Powód wygrał spór w 90 %, a przegrał w 10 %. Powód winien zatem ponieść z tytułu kosztów procesu kwotę 753,41 zł (10 % kwoty ogólnej), a pozwana M. W. 6.780,59 zł (90 % kwoty ogólnej).

W stosunku do pozwanej I. W. powód wygrał sprawę w około 67,50 % i dlatego w takim stopniu należy mu się zwrot kosztów procesu.

O czym była mowa wyżej, koszty poniesione przez powoda wyniosły łącznie 3.917 zł, natomiast pozwana I. W. nie poniosła w sprawie żadnych kosztów.

Całość poniesionych kosztów sądowych w omawianym zakresie wyniosła zatem
3.917 zł.

Powód wygrał spór w 67,50 %, a przegrał w 32,50 %. Powód winien zatem ponieść z tytułu kosztów procesu kwotę 1.273,03 zł (32,50 % kwoty ogólnej), a pozwana I. W. 2,643,97 zł (67,50 % kwoty ogólnej).

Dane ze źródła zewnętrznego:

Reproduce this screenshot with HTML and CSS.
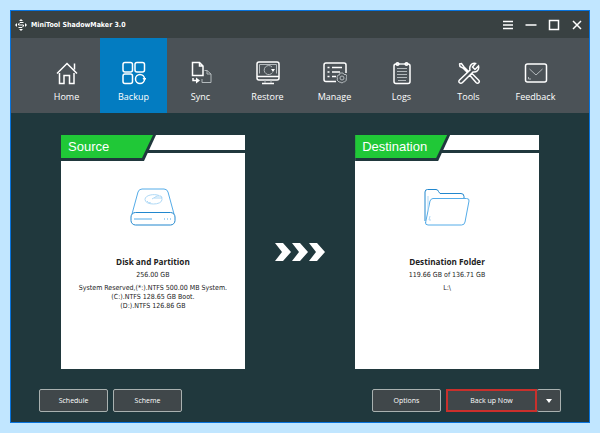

Mając na uwadze powyższe należało zasądzić od pozwanych M. W. i I. W. na rzecz powoda solidarnie kwotę 2.643,97 zł oraz dodatkowo od pozwanej M. W. na rzecz powoda kwotę 519,62 zł, które to kwoty stanowią różnicę pomiędzy kosztami faktycznie poniesionymi a kosztami, które strona powodowa powinna ponieść.